Rund 174 Millionen Euro sind für die bauliche Sanierung des Berliner Botanischen Gartens und Botanischen Museums erforderlich. Zu diesem Ergebnis kommt ein 2018 erstelltes Gutachten im Auftrag der Freien Universität Berlin. Für die Schätzung des mittelfristigen Gesamtinvestitions-Bedarf der baulichen Sanierung wurde die gesamte Einrichtung mit allen Gebäuden vom Botanischen Museum bis zum Gartenzaun vom Ingenieurbüro rheform – EntwicklungsManagement GmbH begutachtet. Dieses Gutachten wurde in Ergänzung zu der rheform-Studie beauftragt, in der der bauliche Sanierungsbedarf an allen Berliner Hochschulen ermittelt wurde: In der rheform Studie für alle Berliner Hochschulen wurde ein Sanierungs- und Investitionsbedarf von 3,2 Milliarden Euro ausgewiesen. Hiervon entfallen etwa 30 Prozent allein auf die Freie Universität, für die damit einschließlich der Gelder für den Botanischen Garten ein Gesamtsanierungsbedarf in Höhe von 1,3 Milliarden Euro besteht.
Die Schaugewächshäuser stellen ein 15 Gewächshäuser umfassendes Ensemble dar, in dessen Zentrum das bekannte Große Tropenhaus bis 2009 bereits denkmalschutzgerecht und energetisch grundsaniert und das Victoriahaus im Sommer 2018 nach modernen Standards wiedereröffnet wurden. Die übrigen Teile des Ensembles müssen jedoch noch saniert werden.
Das Mittelmeerhaus zeigt starke Korrosionsschäden am Stahltragwerk und sehr starke Schäden an den Stehwandfenstern aus Holz. Im Jahr 2018 drohten die Lüftungsflügel des Mittelschiffes herabzustürzen und für Besucher und Beschäftigte gefährlich zu werden. In einer Notbaumaßnahme der Technischen Abteilung der Freien Universität Berlin wird die akute Gefahr gegenwärtig beseitigt. Aus Sicherheitsgründen muss das Mittelmeerhaus jedoch ab einer Windstärke 8 geschlossen werden. Rund 18 Millionen Euro sind für die denkmalschutzgerechte und energetische Sanierung des Mittelmeerhauses erforderlich.

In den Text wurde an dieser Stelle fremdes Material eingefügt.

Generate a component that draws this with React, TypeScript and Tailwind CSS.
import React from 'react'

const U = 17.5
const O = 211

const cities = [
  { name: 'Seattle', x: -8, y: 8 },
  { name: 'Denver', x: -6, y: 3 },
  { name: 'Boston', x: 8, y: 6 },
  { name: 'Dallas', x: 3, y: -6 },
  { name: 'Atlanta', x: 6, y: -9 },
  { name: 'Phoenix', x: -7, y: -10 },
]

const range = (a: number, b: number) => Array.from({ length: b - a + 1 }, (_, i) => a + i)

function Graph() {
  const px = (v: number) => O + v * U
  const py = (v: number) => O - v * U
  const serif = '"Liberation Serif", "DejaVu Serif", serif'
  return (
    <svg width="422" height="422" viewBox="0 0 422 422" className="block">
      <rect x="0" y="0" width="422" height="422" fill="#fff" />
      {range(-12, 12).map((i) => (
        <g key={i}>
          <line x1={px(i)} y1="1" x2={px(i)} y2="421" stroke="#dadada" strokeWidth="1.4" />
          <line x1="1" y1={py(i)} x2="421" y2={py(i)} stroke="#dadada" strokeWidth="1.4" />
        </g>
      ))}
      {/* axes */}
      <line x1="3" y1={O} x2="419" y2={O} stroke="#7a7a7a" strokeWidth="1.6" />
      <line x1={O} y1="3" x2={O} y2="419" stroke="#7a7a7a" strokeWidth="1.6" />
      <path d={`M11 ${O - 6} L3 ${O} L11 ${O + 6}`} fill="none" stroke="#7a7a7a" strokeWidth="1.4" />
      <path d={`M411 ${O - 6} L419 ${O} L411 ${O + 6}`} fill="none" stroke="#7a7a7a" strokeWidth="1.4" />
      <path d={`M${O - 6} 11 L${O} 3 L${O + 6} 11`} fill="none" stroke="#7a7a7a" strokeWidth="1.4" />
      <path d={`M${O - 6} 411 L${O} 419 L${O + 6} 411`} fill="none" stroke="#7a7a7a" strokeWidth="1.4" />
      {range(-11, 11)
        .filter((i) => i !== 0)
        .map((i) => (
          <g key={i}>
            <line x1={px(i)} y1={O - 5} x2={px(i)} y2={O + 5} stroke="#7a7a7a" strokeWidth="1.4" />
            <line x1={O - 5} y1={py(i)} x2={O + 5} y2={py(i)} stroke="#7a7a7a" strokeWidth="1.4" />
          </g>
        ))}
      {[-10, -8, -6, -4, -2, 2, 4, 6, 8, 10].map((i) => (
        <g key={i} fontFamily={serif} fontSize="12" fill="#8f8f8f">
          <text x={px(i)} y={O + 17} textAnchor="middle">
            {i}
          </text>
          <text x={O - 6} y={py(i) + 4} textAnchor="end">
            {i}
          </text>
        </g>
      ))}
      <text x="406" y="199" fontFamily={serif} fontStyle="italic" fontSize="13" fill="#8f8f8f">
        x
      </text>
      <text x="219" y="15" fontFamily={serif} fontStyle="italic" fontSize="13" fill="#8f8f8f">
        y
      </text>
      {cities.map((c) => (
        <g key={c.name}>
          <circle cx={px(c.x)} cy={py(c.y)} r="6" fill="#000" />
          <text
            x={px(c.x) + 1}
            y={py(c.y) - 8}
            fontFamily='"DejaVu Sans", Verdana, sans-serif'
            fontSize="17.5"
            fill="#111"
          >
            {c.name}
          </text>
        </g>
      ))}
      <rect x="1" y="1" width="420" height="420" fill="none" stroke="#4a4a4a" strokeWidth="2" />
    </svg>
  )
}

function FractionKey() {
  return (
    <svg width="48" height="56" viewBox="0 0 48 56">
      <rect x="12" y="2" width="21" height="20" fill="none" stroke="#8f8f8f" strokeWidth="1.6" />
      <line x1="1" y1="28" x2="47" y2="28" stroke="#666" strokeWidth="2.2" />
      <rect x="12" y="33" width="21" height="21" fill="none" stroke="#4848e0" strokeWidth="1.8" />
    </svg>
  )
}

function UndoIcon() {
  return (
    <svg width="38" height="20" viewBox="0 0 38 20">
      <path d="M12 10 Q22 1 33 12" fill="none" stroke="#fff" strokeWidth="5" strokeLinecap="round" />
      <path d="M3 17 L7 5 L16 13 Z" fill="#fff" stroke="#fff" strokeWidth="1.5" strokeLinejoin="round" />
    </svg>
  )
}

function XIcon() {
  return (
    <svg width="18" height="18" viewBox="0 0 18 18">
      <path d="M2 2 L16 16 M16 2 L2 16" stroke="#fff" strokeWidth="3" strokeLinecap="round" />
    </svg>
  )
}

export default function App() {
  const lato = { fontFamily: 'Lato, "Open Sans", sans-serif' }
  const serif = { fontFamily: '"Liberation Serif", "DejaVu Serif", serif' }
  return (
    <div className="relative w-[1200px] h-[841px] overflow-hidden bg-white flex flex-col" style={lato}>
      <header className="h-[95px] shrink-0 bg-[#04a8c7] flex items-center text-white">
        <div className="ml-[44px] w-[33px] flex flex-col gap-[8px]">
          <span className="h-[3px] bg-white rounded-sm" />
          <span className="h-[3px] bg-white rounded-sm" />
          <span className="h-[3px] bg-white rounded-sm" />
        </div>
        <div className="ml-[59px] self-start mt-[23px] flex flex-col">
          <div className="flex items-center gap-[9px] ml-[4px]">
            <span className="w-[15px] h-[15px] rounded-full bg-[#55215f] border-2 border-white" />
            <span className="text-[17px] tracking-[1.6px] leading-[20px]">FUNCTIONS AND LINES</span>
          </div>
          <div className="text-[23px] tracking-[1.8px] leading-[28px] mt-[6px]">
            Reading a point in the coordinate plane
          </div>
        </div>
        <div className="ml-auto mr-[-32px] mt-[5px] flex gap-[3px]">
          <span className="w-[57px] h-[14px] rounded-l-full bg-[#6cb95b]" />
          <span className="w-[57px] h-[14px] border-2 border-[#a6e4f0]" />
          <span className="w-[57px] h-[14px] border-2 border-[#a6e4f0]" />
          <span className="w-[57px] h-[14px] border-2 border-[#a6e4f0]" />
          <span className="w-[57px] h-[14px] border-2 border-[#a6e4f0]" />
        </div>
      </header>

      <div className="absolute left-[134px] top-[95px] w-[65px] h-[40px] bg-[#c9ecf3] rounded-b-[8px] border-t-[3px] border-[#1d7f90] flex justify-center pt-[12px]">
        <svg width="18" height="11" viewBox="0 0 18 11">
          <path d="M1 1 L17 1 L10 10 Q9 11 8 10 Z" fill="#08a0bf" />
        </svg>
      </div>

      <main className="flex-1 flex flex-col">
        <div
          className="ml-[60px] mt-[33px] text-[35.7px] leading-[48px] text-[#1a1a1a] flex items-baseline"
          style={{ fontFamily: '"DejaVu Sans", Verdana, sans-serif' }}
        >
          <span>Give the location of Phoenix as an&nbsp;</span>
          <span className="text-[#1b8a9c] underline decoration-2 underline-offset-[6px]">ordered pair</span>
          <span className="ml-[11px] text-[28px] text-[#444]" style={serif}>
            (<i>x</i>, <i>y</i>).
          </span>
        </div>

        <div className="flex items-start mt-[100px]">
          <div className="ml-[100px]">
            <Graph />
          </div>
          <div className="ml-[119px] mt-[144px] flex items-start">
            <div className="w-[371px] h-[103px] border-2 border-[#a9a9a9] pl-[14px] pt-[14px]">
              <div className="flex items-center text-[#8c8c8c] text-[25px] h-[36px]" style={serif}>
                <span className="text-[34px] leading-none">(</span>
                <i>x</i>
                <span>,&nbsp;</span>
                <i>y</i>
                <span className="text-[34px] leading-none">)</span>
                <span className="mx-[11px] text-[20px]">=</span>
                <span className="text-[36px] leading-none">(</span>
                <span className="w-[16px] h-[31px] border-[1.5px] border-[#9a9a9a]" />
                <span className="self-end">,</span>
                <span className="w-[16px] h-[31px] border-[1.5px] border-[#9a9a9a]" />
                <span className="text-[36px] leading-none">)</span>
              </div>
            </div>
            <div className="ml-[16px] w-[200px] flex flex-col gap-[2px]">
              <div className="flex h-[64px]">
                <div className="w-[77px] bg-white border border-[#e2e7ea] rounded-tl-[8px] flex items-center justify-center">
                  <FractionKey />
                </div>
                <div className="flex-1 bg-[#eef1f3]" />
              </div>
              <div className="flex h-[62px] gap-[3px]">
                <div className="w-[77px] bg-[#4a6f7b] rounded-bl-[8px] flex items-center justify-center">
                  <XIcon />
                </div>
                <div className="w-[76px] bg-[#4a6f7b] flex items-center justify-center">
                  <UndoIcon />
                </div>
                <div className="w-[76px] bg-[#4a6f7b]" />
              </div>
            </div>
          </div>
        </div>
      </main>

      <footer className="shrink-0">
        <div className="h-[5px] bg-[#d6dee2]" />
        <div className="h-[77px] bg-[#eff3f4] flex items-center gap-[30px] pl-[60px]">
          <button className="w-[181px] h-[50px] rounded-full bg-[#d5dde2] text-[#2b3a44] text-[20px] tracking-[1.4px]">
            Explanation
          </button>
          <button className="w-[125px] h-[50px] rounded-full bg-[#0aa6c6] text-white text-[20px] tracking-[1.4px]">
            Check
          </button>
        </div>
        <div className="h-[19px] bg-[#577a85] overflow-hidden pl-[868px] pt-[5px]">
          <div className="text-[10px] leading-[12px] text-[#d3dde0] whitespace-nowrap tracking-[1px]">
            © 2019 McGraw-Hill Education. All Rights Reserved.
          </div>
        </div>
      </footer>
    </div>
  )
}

Das mit Jugendstilelementen verzierte und mit seinen zwei Glastürmchen an eine dreischiffige Kathedrale erinnernde Mittelmeerhaus wurde in den Jahren 1903 bis 1908 erbaut. Es zeigt hauptsächlich Pflanzen der Mittelmeerregion und der Kanarischen Inseln. Es werden typische Landschaften dieser Regionen präsentiert, wie die Lorbeer- und Hartlaubwälder sowie die buschförmigen Macchien und Garigues. Das Mittelmeerhaus ist bereits seit 2001 ein besonders schöner Ort in Berlin, um standesamtlich zu heiraten (in Kooperation mit dem Standesamt Steglitz-Zehlendorf).

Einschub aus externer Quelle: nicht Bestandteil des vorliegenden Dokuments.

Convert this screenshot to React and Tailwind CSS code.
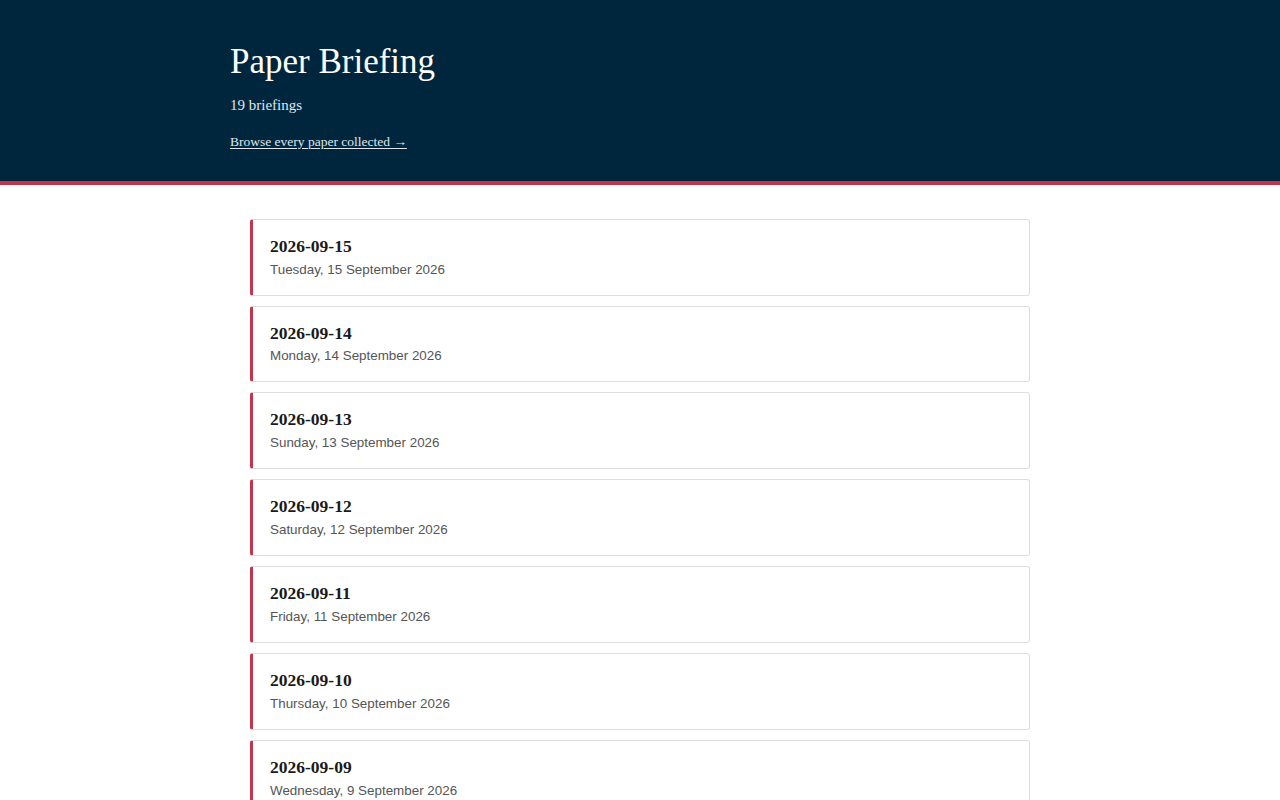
const briefings = [
  { date: '2026-09-15', label: 'Tuesday, 15 September 2026' },
  { date: '2026-09-14', label: 'Monday, 14 September 2026' },
  { date: '2026-09-13', label: 'Sunday, 13 September 2026' },
  { date: '2026-09-12', label: 'Saturday, 12 September 2026' },
  { date: '2026-09-11', label: 'Friday, 11 September 2026' },
  { date: '2026-09-10', label: 'Thursday, 10 September 2026' },
  { date: '2026-09-09', label: 'Wednesday, 9 September 2026' },
  { date: '2026-09-08', label: 'Tuesday, 8 September 2026' },
  { date: '2026-09-07', label: 'Monday, 7 September 2026' },
];

const serif = "font-['Liberation_Serif','DejaVu_Serif',serif]";
const sans = "font-['Liberation_Sans',Arial,sans-serif]";

export default function App() {
  return (
    <div className="min-h-screen bg-white">
      {/* Masthead */}
      <header className="bg-[#00263e] border-b-4 border-[#c3354a]">
        <div className="max-w-[820px] mx-auto pt-[38px] pb-[29px]">
          <h1 className={`${serif} text-[35px] leading-[48px] text-white`}>Paper Briefing</h1>
          <p className={`${serif} text-[15px] text-[#dfe6ec] mt-[8px]`}>19 briefings</p>
          <a href="#" className={`${serif} inline-block mt-[15px] text-[13.5px] text-[#dfe6ec] underline underline-offset-2`}>
            Browse every paper collected →
          </a>
        </div>
      </header>

      {/* Briefing list */}
      <main className="max-w-[780px] mx-auto pt-[34px] pb-10 flex flex-col gap-[10px]">
        {briefings.map((b) => (
          <a
            key={b.date}
            href="#"
            className="block bg-white border border-[#dedede] border-l-[3px] border-l-[#c3354a] rounded-[3px] pl-[17px] pr-4 py-[15px]"
          >
            <div className={`${serif} font-bold text-[17.5px] leading-[1.3] text-[#1a1a1a]`}>{b.date}</div>
            <div className={`${sans} text-[13.4px] leading-[1.5] mt-[2px] text-[#555]`}>{b.label}</div>
          </a>
        ))}
      </main>
    </div>
  );
}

Fast ebenso marode sind die bis 1909 gebauten Schaugewächshäuser wie das Aronstab-Gewächshaus (Haus B), das Tropische Nutzpflanzenhaus (Haus C) und das Farnhaus (Haus F). Die außenliegenden genieteten Stahl-Traggerüste zeigen zunehmende Korrosionsschäden. Die Verglasung ist undicht, und der Energieverbrauch ist hoch. Diese drei Gewächshäuser zählen zu den ganzjährig über 22 Grad Celsius beheizten sogenannten Warmhäusern und zeigen spezielle Pflanzengruppen oder Themen der Tropen.
Der Botanische Garten Berlin ist einer der drei bedeutendsten Botanischen Gärten weltweit und der größte in Deutschland. Als Wissenschaftsstandort genießt er einen international anerkannten Ruf. Seine mehr als 300-jährige Tradition als Ort wissenschaftlicher Pflanzensammlungen und als Ort des Wirkens bedeutender Wissenschaftler, Gärtner, Architekten und Bauherren weist ihn zugleich als herausragendes kultur-und wissenschaftsgeschichtliches Denkmal aus. Die steigenden Besucherzahlen im Botanischen Garten Berlin auf derzeit mehr als 450.000 Besucher jährlich belegen die Bedeutung als wichtigen Erholungs- und Bildungsort der Hauptstadt.